Stated goal: Repeat the records in full and exactly, omitting pictures.

____________________

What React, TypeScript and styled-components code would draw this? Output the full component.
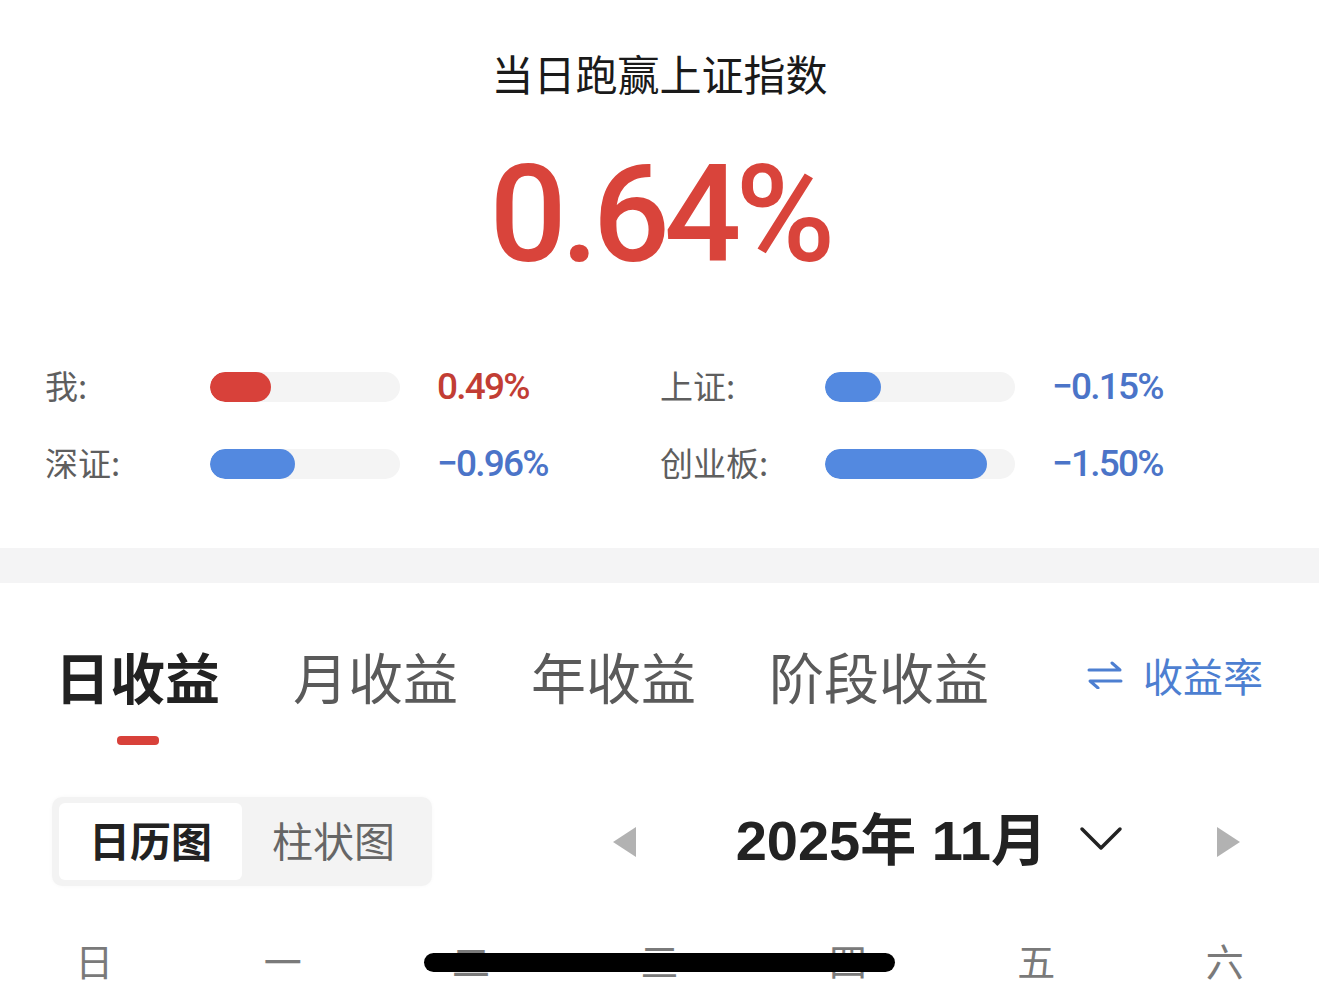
import styled, { createGlobalStyle } from "styled-components";

const GlobalStyle = createGlobalStyle`
  body {
    margin: 0;
    background: #fff;
    font-family: "Noto Sans CJK SC", "Noto Sans", sans-serif;
  }
`;

type Tone = "up" | "down";

interface Stat {
  label: string;
  value: string;
  fill: number;
  tone: Tone;
}

const stats: Stat[] = [
  { label: "我:", value: "0.49%", fill: 32, tone: "up" },
  { label: "上证:", value: "−0.15%", fill: 29.5, tone: "down" },
  { label: "深证:", value: "−0.96%", fill: 44.7, tone: "down" },
  { label: "创业板:", value: "−1.50%", fill: 85.3, tone: "down" },
];

const tabs = ["日收益", "月收益", "年收益", "阶段收益"];
const weekdays = ["日", "一", "二", "三", "四", "五", "六"];

const SwapIcon = () => (
  <svg width="36" height="28" viewBox="0 0 36 28" fill="none">
    <path
      d="M2 9H33L25 2"
      stroke="#4d7fd1"
      strokeWidth="3"
      strokeLinecap="round"
      strokeLinejoin="round"
    />
    <path
      d="M34 20H3L11 27"
      stroke="#4d7fd1"
      strokeWidth="3"
      strokeLinecap="round"
      strokeLinejoin="round"
    />
  </svg>
);

const ChevronDown = () => (
  <svg width="44" height="26" viewBox="0 0 44 26" fill="none">
    <polyline
      points="3,3 22,22 41,3"
      stroke="#222"
      strokeWidth="3.5"
      strokeLinecap="round"
      strokeLinejoin="round"
    />
  </svg>
);

export default function App() {
  return (
    <Page>
      <GlobalStyle />

      <Title>当日跑赢上证指数</Title>
      <BigNumber>0.64%</BigNumber>

      <StatsGrid>
        {stats.map((stat) => (
          <StatItem key={stat.label}>
            <StatLabel>{stat.label}</StatLabel>
            <Track>
              <Fill $tone={stat.tone} style={{ width: `${stat.fill}%` }} />
            </Track>
            <StatValue $tone={stat.tone}>{stat.value}</StatValue>
          </StatItem>
        ))}
      </StatsGrid>

      <Divider />

      <TabBar>
        {tabs.map((tab, index) => (
          <Tab key={tab}>
            <TabText $active={index === 0}>{tab}</TabText>
            <Underline $visible={index === 0} />
          </Tab>
        ))}
        <SwitchLink>
          <SwapIcon />
          <span>收益率</span>
        </SwitchLink>
      </TabBar>

      <ControlRow>
        <Segmented>
          <Segment $active>日历图</Segment>
          <Segment>柱状图</Segment>
        </Segmented>

        <MonthNav>
          <Arrow $dir="left" />
          <MonthTitle>2025年 11月</MonthTitle>
          <ChevronWrap>
            <ChevronDown />
          </ChevronWrap>
          <Arrow $dir="right" />
        </MonthNav>
      </ControlRow>

      <Weekdays>
        {weekdays.map((day) => (
          <Weekday key={day}>{day}</Weekday>
        ))}
      </Weekdays>

      <HomeIndicator />
    </Page>
  );
}

const Page = styled.div`
  position: relative;
  height: 992px;
  overflow: hidden;
  background: #fff;
`;

const Title = styled.h1`
  margin: 0;
  padding-top: 47px;
  font-size: 42px;
  line-height: 52px;
  font-weight: 400;
  color: #1a1a1a;
  text-align: center;
`;

const BigNumber = styled.div`
  margin-top: 48px;
  font-family: Roboto, "Liberation Sans", sans-serif;
  font-size: 136px;
  font-weight: 500;
  line-height: 135px;
  letter-spacing: -6px;
  color: #d9443b;
  text-align: center;
`;

const StatsGrid = styled.div`
  margin-top: 66px;
  padding-left: 45px;
  display: grid;
  grid-template-columns: 615px 615px;
  grid-auto-rows: 77px;
`;

const StatItem = styled.div`
  display: grid;
  grid-template-columns: 165px 190px auto;
  align-items: center;
`;

const StatLabel = styled.span`
  font-size: 33px;
  color: #5e5e5e;
  transform: translateY(-2px);
`;

const Track = styled.div`
  height: 30px;
  border-radius: 15px;
  background: #f4f4f4;
  overflow: hidden;
`;

const Fill = styled.div<{ $tone: Tone }>`
  height: 100%;
  border-radius: 15px;
  background: ${(p) => (p.$tone === "up" ? "#d8413a" : "#5389e0")};
`;

const StatValue = styled.span<{ $tone: Tone }>`
  margin-left: 37px;
  font-family: Roboto, "Liberation Sans", sans-serif;
  font-size: 37px;
  font-weight: 500;
  letter-spacing: -1.8px;
  color: ${(p) => (p.$tone === "up" ? "#c23d34" : "#4b74c8")};
`;

const Divider = styled.div`
  margin-top: 46px;
  height: 35px;
  background: #f4f4f5;
`;

const TabBar = styled.div`
  display: flex;
  align-items: flex-start;
  padding: 60px 56px 0 55px;
`;

const Tab = styled.div`
  display: flex;
  flex-direction: column;
  align-items: center;
  margin-right: 73px;
`;

const TabText = styled.span<{ $active?: boolean }>`
  font-size: 55px;
  line-height: 64px;
  font-weight: ${(p) => (p.$active ? 700 : 400)};
  color: ${(p) => (p.$active ? "#222" : "#5a5a5a")};
`;

const Underline = styled.div<{ $visible?: boolean }>`
  margin-top: 29px;
  width: 42px;
  height: 9px;
  border-radius: 4px;
  background: ${(p) => (p.$visible ? "#d8413a" : "transparent")};
`;

const SwitchLink = styled.div`
  margin-left: auto;
  height: 64px;
  display: flex;
  align-items: center;
  gap: 20px;
  font-size: 40px;
  color: #4d7fd1;
`;

const ControlRow = styled.div`
  margin-top: 52px;
  padding: 0 79px 0 52px;
  display: flex;
  align-items: center;
  justify-content: space-between;
`;

const Segmented = styled.div`
  display: flex;
  padding: 6px 7px;
  border-radius: 10px;
  background: #f3f3f3;
  box-shadow: 0 0 4px rgba(0, 0, 0, 0.03);
`;

const Segment = styled.div<{ $active?: boolean }>`
  width: 183px;
  height: 77px;
  display: flex;
  align-items: center;
  justify-content: center;
  padding-bottom: 6px;
  box-sizing: border-box;
  border-radius: 6px;
  font-size: 41px;
  font-weight: ${(p) => (p.$active ? 700 : 400)};
  color: ${(p) => (p.$active ? "#222" : "#666")};
  background: ${(p) => (p.$active ? "#fff" : "transparent")};
`;

const MonthNav = styled.div`
  display: flex;
  align-items: center;
`;

const Arrow = styled.div<{ $dir: "left" | "right" }>`
  width: 0;
  height: 0;
  border-top: 15px solid transparent;
  border-bottom: 15px solid transparent;
  ${(p) =>
    p.$dir === "left"
      ? "border-right: 23px solid #b2b2b2; margin-right: 100px;"
      : "border-left: 23px solid #b2b2b2; margin-left: 94px;"}
`;

const MonthTitle = styled.span`
  font-family: "Liberation Sans", "Noto Sans CJK SC", sans-serif;
  font-size: 56px;
  line-height: 64px;
  font-weight: 700;
  color: #222;
  transform: translateY(-1px);
`;

const ChevronWrap = styled.span`
  display: flex;
  margin-left: 32px;
  margin-top: -6px;
`;

const Weekdays = styled.div`
  margin-top: 50px;
  display: grid;
  grid-template-columns: repeat(7, 1fr);
`;

const Weekday = styled.span`
  font-size: 38px;
  line-height: 48px;
  color: #7a7a7a;
  text-align: center;
`;

const HomeIndicator = styled.div`
  position: absolute;
  left: 424px;
  top: 953px;
  width: 471px;
  height: 19px;
  border-radius: 10px;
  background: #000;
`;
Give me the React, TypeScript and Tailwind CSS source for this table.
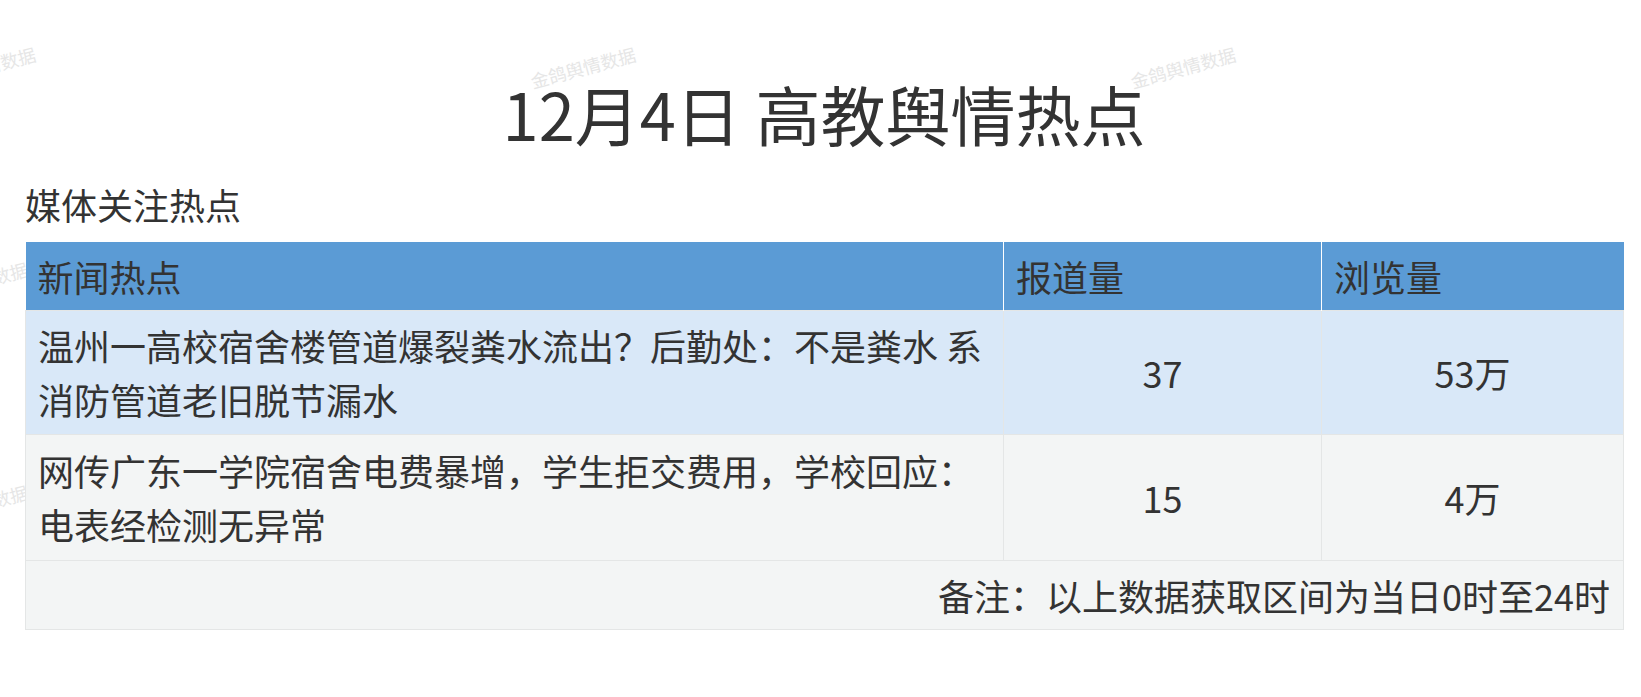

____________________

Expected answer:
What React, TypeScript and styled-components code would draw this? Output the full component.
import styled, { createGlobalStyle } from "styled-components";

const GlobalStyle = createGlobalStyle`
  body {
    margin: 0;
    background: #fff;
    font-family: "Noto Sans CJK SC", "Noto Sans", sans-serif;
  }
`;

type Tone = "up" | "down";

interface Stat {
  label: string;
  value: string;
  fill: number;
  tone: Tone;
}

const stats: Stat[] = [
  { label: "我:", value: "0.49%", fill: 32, tone: "up" },
  { label: "上证:", value: "−0.15%", fill: 29.5, tone: "down" },
  { label: "深证:", value: "−0.96%", fill: 44.7, tone: "down" },
  { label: "创业板:", value: "−1.50%", fill: 85.3, tone: "down" },
];

const tabs = ["日收益", "月收益", "年收益", "阶段收益"];
const weekdays = ["日", "一", "二", "三", "四", "五", "六"];

const SwapIcon = () => (
  <svg width="36" height="28" viewBox="0 0 36 28" fill="none">
    <path
      d="M2 9H33L25 2"
      stroke="#4d7fd1"
      strokeWidth="3"
      strokeLinecap="round"
      strokeLinejoin="round"
    />
    <path
      d="M34 20H3L11 27"
      stroke="#4d7fd1"
      strokeWidth="3"
      strokeLinecap="round"
      strokeLinejoin="round"
    />
  </svg>
);

const ChevronDown = () => (
  <svg width="44" height="26" viewBox="0 0 44 26" fill="none">
    <polyline
      points="3,3 22,22 41,3"
      stroke="#222"
      strokeWidth="3.5"
      strokeLinecap="round"
      strokeLinejoin="round"
    />
  </svg>
);

export default function App() {
  return (
    <Page>
      <GlobalStyle />

      <Title>当日跑赢上证指数</Title>
      <BigNumber>0.64%</BigNumber>

      <StatsGrid>
        {stats.map((stat) => (
          <StatItem key={stat.label}>
            <StatLabel>{stat.label}</StatLabel>
            <Track>
              <Fill $tone={stat.tone} style={{ width: `${stat.fill}%` }} />
            </Track>
            <StatValue $tone={stat.tone}>{stat.value}</StatValue>
          </StatItem>
        ))}
      </StatsGrid>

      <Divider />

      <TabBar>
        {tabs.map((tab, index) => (
          <Tab key={tab}>
            <TabText $active={index === 0}>{tab}</TabText>
            <Underline $visible={index === 0} />
          </Tab>
        ))}
        <SwitchLink>
          <SwapIcon />
          <span>收益率</span>
        </SwitchLink>
      </TabBar>

      <ControlRow>
        <Segmented>
          <Segment $active>日历图</Segment>
          <Segment>柱状图</Segment>
        </Segmented>

        <MonthNav>
          <Arrow $dir="left" />
          <MonthTitle>2025年 11月</MonthTitle>
          <ChevronWrap>
            <ChevronDown />
          </ChevronWrap>
          <Arrow $dir="right" />
        </MonthNav>
      </ControlRow>

      <Weekdays>
        {weekdays.map((day) => (
          <Weekday key={day}>{day}</Weekday>
        ))}
      </Weekdays>

      <HomeIndicator />
    </Page>
  );
}

const Page = styled.div`
  position: relative;
  height: 992px;
  overflow: hidden;
  background: #fff;
`;

const Title = styled.h1`
  margin: 0;
  padding-top: 47px;
  font-size: 42px;
  line-height: 52px;
  font-weight: 400;
  color: #1a1a1a;
  text-align: center;
`;

const BigNumber = styled.div`
  margin-top: 48px;
  font-family: Roboto, "Liberation Sans", sans-serif;
  font-size: 136px;
  font-weight: 500;
  line-height: 135px;
  letter-spacing: -6px;
  color: #d9443b;
  text-align: center;
`;

const StatsGrid = styled.div`
  margin-top: 66px;
  padding-left: 45px;
  display: grid;
  grid-template-columns: 615px 615px;
  grid-auto-rows: 77px;
`;

const StatItem = styled.div`
  display: grid;
  grid-template-columns: 165px 190px auto;
  align-items: center;
`;

const StatLabel = styled.span`
  font-size: 33px;
  color: #5e5e5e;
  transform: translateY(-2px);
`;

const Track = styled.div`
  height: 30px;
  border-radius: 15px;
  background: #f4f4f4;
  overflow: hidden;
`;

const Fill = styled.div<{ $tone: Tone }>`
  height: 100%;
  border-radius: 15px;
  background: ${(p) => (p.$tone === "up" ? "#d8413a" : "#5389e0")};
`;

const StatValue = styled.span<{ $tone: Tone }>`
  margin-left: 37px;
  font-family: Roboto, "Liberation Sans", sans-serif;
  font-size: 37px;
  font-weight: 500;
  letter-spacing: -1.8px;
  color: ${(p) => (p.$tone === "up" ? "#c23d34" : "#4b74c8")};
`;

const Divider = styled.div`
  margin-top: 46px;
  height: 35px;
  background: #f4f4f5;
`;

const TabBar = styled.div`
  display: flex;
  align-items: flex-start;
  padding: 60px 56px 0 55px;
`;

const Tab = styled.div`
  display: flex;
  flex-direction: column;
  align-items: center;
  margin-right: 73px;
`;

const TabText = styled.span<{ $active?: boolean }>`
  font-size: 55px;
  line-height: 64px;
  font-weight: ${(p) => (p.$active ? 700 : 400)};
  color: ${(p) => (p.$active ? "#222" : "#5a5a5a")};
`;

const Underline = styled.div<{ $visible?: boolean }>`
  margin-top: 29px;
  width: 42px;
  height: 9px;
  border-radius: 4px;
  background: ${(p) => (p.$visible ? "#d8413a" : "transparent")};
`;

const SwitchLink = styled.div`
  margin-left: auto;
  height: 64px;
  display: flex;
  align-items: center;
  gap: 20px;
  font-size: 40px;
  color: #4d7fd1;
`;

const ControlRow = styled.div`
  margin-top: 52px;
  padding: 0 79px 0 52px;
  display: flex;
  align-items: center;
  justify-content: space-between;
`;

const Segmented = styled.div`
  display: flex;
  padding: 6px 7px;
  border-radius: 10px;
  background: #f3f3f3;
  box-shadow: 0 0 4px rgba(0, 0, 0, 0.03);
`;

const Segment = styled.div<{ $active?: boolean }>`
  width: 183px;
  height: 77px;
  display: flex;
  align-items: center;
  justify-content: center;
  padding-bottom: 6px;
  box-sizing: border-box;
  border-radius: 6px;
  font-size: 41px;
  font-weight: ${(p) => (p.$active ? 700 : 400)};
  color: ${(p) => (p.$active ? "#222" : "#666")};
  background: ${(p) => (p.$active ? "#fff" : "transparent")};
`;

const MonthNav = styled.div`
  display: flex;
  align-items: center;
`;

const Arrow = styled.div<{ $dir: "left" | "right" }>`
  width: 0;
  height: 0;
  border-top: 15px solid transparent;
  border-bottom: 15px solid transparent;
  ${(p) =>
    p.$dir === "left"
      ? "border-right: 23px solid #b2b2b2; margin-right: 100px;"
      : "border-left: 23px solid #b2b2b2; margin-left: 94px;"}
`;

const MonthTitle = styled.span`
  font-family: "Liberation Sans", "Noto Sans CJK SC", sans-serif;
  font-size: 56px;
  line-height: 64px;
  font-weight: 700;
  color: #222;
  transform: translateY(-1px);
`;

const ChevronWrap = styled.span`
  display: flex;
  margin-left: 32px;
  margin-top: -6px;
`;

const Weekdays = styled.div`
  margin-top: 50px;
  display: grid;
  grid-template-columns: repeat(7, 1fr);
`;

const Weekday = styled.span`
  font-size: 38px;
  line-height: 48px;
  color: #7a7a7a;
  text-align: center;
`;

const HomeIndicator = styled.div`
  position: absolute;
  left: 424px;
  top: 953px;
  width: 471px;
  height: 19px;
  border-radius: 10px;
  background: #000;
`;
Give me the React, TypeScript and Tailwind CSS source for this table.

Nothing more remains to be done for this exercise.